Due to the additional carrier component,  the power remains unchanged.


Solution

(1)  Both signals are cosine   ⇒   $ϕ_{\rm N} \hspace{0.15cm}\underline { = 0}$  and  $ϕ_{\rm T} \hspace{0.15cm}\underline { = 0}$.


(2)  From the graph,  the period durations of   $200$ μs  and   $20$ μs   can be seen for  $q(t)$  and $z(t)$,  respectively.

  • This gives the frequencies as   $f_{\rm N} \hspace{0.15cm}\underline { = 5}$  kHz and  $f_{\rm T} \hspace{0.15cm}\underline { = 50}$ kHz.


(3)  Answers 1 and 2  are correct:

  • The zero crossings of  $z(t)$  at  $±5$ μs,  $±15$ μs,  $±25$ μs, ... ... are also present in the signal  $s(t)$    ⇒   Answer 1 is correct.
  • Other zero intersects of  $s(t)$ – cause by  $q(t)$  – are present at  $±50$ μs,  $±150$ μs,  $±250$ μs, ....   ⇒   Answer 2 is also correct.
  • In contrast, the third statement is not true.
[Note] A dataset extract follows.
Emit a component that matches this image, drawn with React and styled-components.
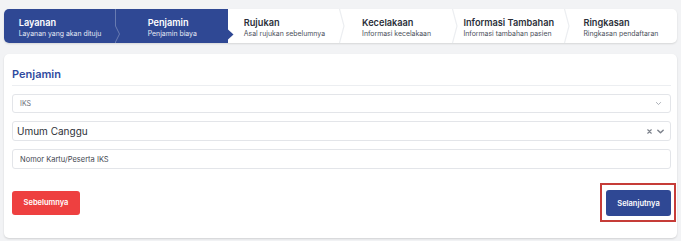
import React from "react";
import styled, { createGlobalStyle } from "styled-components";

const Global = createGlobalStyle`
  * { box-sizing: border-box; }
  body {
    margin: 0;
    background: #f2f3f5;
    font-family: Inter, "Noto Sans", sans-serif;
  }
`;

const Page = styled.div`
  padding: 9px 4px 3px 4px;
  display: flex;
  flex-direction: column;
  gap: 11px;
`;

const Stepper = styled.div`
  display: grid;
  grid-template-columns: repeat(6, 1fr);
  height: 34px;
  background: #fff;
  border-radius: 5px;
  box-shadow: 0 1px 2px rgba(0, 0, 0, 0.12);
`;

const Step = styled.div`
  position: relative;
  display: flex;
  align-items: center;
  justify-content: center;
  background: ${(p) => (p.$active ? "#2f4894" : "transparent")};
  border-radius: ${(p) => (p.$first ? "5px 0 0 5px" : "0")};
  padding-top: 3px;
`;

const StepText = styled.div`
  display: flex;
  flex-direction: column;
  gap: 1px;
`;

const StepTitle = styled.div`
  font-size: 9.2px;
  font-weight: 600;
  line-height: 11px;
  color: ${(p) => (p.$active ? "#fff" : "#2b2f3a")};
`;

const StepSub = styled.div`
  font-size: 6.9px;
  line-height: 9px;
  color: ${(p) => (p.$active ? "#e6eaf5" : "#4a4f5a")};
  white-space: nowrap;
`;

const Sep = styled.svg`
  position: absolute;
  top: 0;
  left: -1px;
  width: 7px;
  height: 34px;
  overflow: visible;
`;

const ArrowTip = styled.svg`
  position: absolute;
  top: 0;
  right: -6px;
  width: 6px;
  height: 34px;
  z-index: 1;
`;

const Card = styled.div`
  background: #fff;
  border-radius: 5px;
  box-shadow: 0 1px 2px rgba(0, 0, 0, 0.14);
  padding: 13px 6px 16px 8px;
  display: flex;
  flex-direction: column;
`;

const Title = styled.div`
  font-size: 11px;
  font-weight: 600;
  line-height: 14px;
  color: #2f4ba0;
  padding-bottom: 4px;
  border-bottom: 1px solid #eceef1;
  margin-bottom: 8px;
`;

const Fields = styled.div`
  display: flex;
  flex-direction: column;
  gap: 8px;
`;

const Field = styled.div`
  height: ${(p) => p.$h || 20}px;
  border: 1px solid #e3e5e9;
  border-radius: 3px;
  display: flex;
  align-items: center;
  padding: 0 ${(p) => p.$pr || 8}px 0 ${(p) => p.$pl || 7}px;
  justify-content: space-between;
`;

const FieldText = styled.span`
  font-size: ${(p) => p.$size || 7.5}px;
  color: ${(p) => p.$color || "#555a64"};
`;

const Icons = styled.div`
  display: flex;
  align-items: center;
  gap: 3px;
`;

const Actions = styled.div`
  margin-top: 14px;
  height: 39px;
  margin-right: -5px;
  display: flex;
  align-items: center;
  justify-content: space-between;
`;

const Highlight = styled.div`
  border: 2px solid #c63c38;
  padding: 5px 3px 4px 4px;
  display: flex;
`;

const Button = styled.button`
  border: none;
  border-radius: 3px;
  color: #fff;
  font-family: Inter, "Noto Sans", sans-serif;
  font-weight: 600;
  font-size: 7.5px;
  height: ${(p) => p.$h}px;
  width: ${(p) => p.$w}px;
  background: ${(p) => p.$bg};
  padding: 0;
`;

const Chevron = ({ size = 7, color = "#8a8f99", w = 1.2 }) => (
  <svg width={size} height={size} viewBox="0 0 10 10">
    <path d="M2 3.5 L5 6.5 L8 3.5" fill="none" stroke={color} strokeWidth={w} strokeLinecap="round" strokeLinejoin="round" />
  </svg>
);

const Cross = () => (
  <svg width="7" height="7" viewBox="0 0 10 10">
    <path d="M2.5 2.5 L7.5 7.5 M7.5 2.5 L2.5 7.5" stroke="#7d828c" strokeWidth="1.6" strokeLinecap="round" />
  </svg>
);

const steps = [
  { t: "Layanan", s: "Layanan yang akan dituju", active: true },
  { t: "Penjamin", s: "Penjamin biaya", active: true },
  { t: "Rujukan", s: "Asal rujukan sebelumnya" },
  { t: "Kecelakaan", s: "Informasi kecelakaan" },
  { t: "Informasi Tambahan", s: "Informasi tambahan pasien" },
  { t: "Ringkasan", s: "Ringkasan pendaftaran" },
];

export default function App() {
  return (
    <>
      <Global />
      <Page>
        <Stepper>
          {steps.map((st, i) => {
            const next = steps[i + 1];
            return (
              <Step key={st.t} $active={st.active} $first={i === 0}>
                {i > 0 && st.active && (
                  <Sep viewBox="0 0 7 34">
                    <polyline points="0.5,0 0.5,17 4.5,25 0.5,33 0.5,34" fill="none" stroke="rgba(255,255,255,0.28)" strokeWidth="1" />
                  </Sep>
                )}
                {i > 0 && !st.active && !steps[i - 1].active && (
                  <Sep viewBox="0 0 7 34">
                    <polyline points="0.5,0 5,17 0.5,34" fill="none" stroke="#eceef1" strokeWidth="1.2" />
                  </Sep>
                )}
                {st.active && next && !next.active && (
                  <ArrowTip viewBox="0 0 6 34">
                    <polygon points="0,20.5 5.5,25.5 0,30.5" fill="#2f4894" />
                  </ArrowTip>
                )}
                <StepText>
                  <StepTitle $active={st.active}>{st.t}</StepTitle>
                  <StepSub $active={st.active}>{st.s}</StepSub>
                </StepText>
              </Step>
            );
          })}
        </Stepper>

        <Card>
          <Title>Penjamin</Title>
          <Fields>
            <Field $h={19}>
              <FieldText $size={7} $color="#6b7079">IKS</FieldText>
              <Icons>
                <Chevron size={7} color="#9aa0a8" />
              </Icons>
            </Field>
            <Field $pl={4} $pr={5}>
              <FieldText $size={10} $color="#2d3038">Umum Canggu</FieldText>
              <Icons>
                <Cross />
                <Chevron size={9} color="#7d828c" w={1.6} />
              </Icons>
            </Field>
            <Field>
              <FieldText $size={7.5} $color="#444851">Nomor Kartu/Peserta IKS</FieldText>
            </Field>
          </Fields>
          <Actions>
            <Button $bg="#ee4040" $w={68} $h={24}>Sebelumnya</Button>
            <Highlight>
              <Button $bg="#2f4894" $w={65} $h={26}>Selanjutnya</Button>
            </Highlight>
          </Actions>
        </Card>
      </Page>
    </>
  );
}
Instead,   $ s(t) = a(t) \cdot \cos[\omega_{\rm T} t + \phi (t)] \hspace{0.05cm}.$
DSB–AM spectra  $Z(f)$,  $Q(f)$  and  $S(f)$
  • For  $q(t) > 0$  the phase function is  $ϕ(t) = 0$  and  $s(t)$  coincides with   $z(t)$.
  • In contrast, for  $q(t) < 0$:   $ϕ(t) = π = 180^\circ$.
  • At the zero crossings of  $q(t)$,  the modulated signal   $s(t)$  exhibits phase jumps.


(4)  The spectrum  $S(f)$  results from the convolution of the spectral functions   $Z(f)$  and  $Q(f)$,  each consisting of only two Dirac delta functions.  The graph displays the result.

  • The Dirac delta functions plotted in red apply only to the  "DSB-AM with carrier"  and refer to subtask (6).
  • Convolution of the two  $Z(f)$  Dirac delta functions at  $f_{\rm T} = 50\text{ kHz}$  with  $Q(f)$  leads to the Dirac lines at  $f_{\rm T} - f_{\rm N}$  and  $f_{\rm T} + f_{\rm N}$,  each with weight   $0.5 · 0.5\text{ V}= 0.25\text{ V}$.
  • Thus,  the desired values are   $f_1\hspace{0.15cm}\underline { = 45 \ \rm kHz}$  and  $f_1\hspace{0.15cm}\underline { = 55 \ \rm kHz}$.
  • The Dirac function  $0.5 · δ(f + f_{\rm T})$  with two markers leads to two more Dirac lines at   $-f_1$  and  $-f_2$.


(5)  The modulation depth is calculated as:

$$ m = \frac{q_{\rm max}}{A_{\rm T}} = \frac{A_{\rm N}}{A_{\rm T}} \hspace{0.15cm}\underline {= 0.5} \hspace{0.05cm}.$$


(6)  Answers 1 and 3  are correct:

  • According to the sketch,  Dirac lines result at   $±f_{\rm T}$,  both with impulse weight  $A_{\rm T}/2 = 1\text{ V}$.
  • At  $m ≤ 1$,  $q(t)$  is detectable in the envelope   ⇒   envelope demodulation is applicable.
  • However,  this simpler receiver variant must be accounted for with a much larger transmission power.  
  • In this example  $(m = 0.5)$  the addition of a carrier multiplies the transmission power by nine.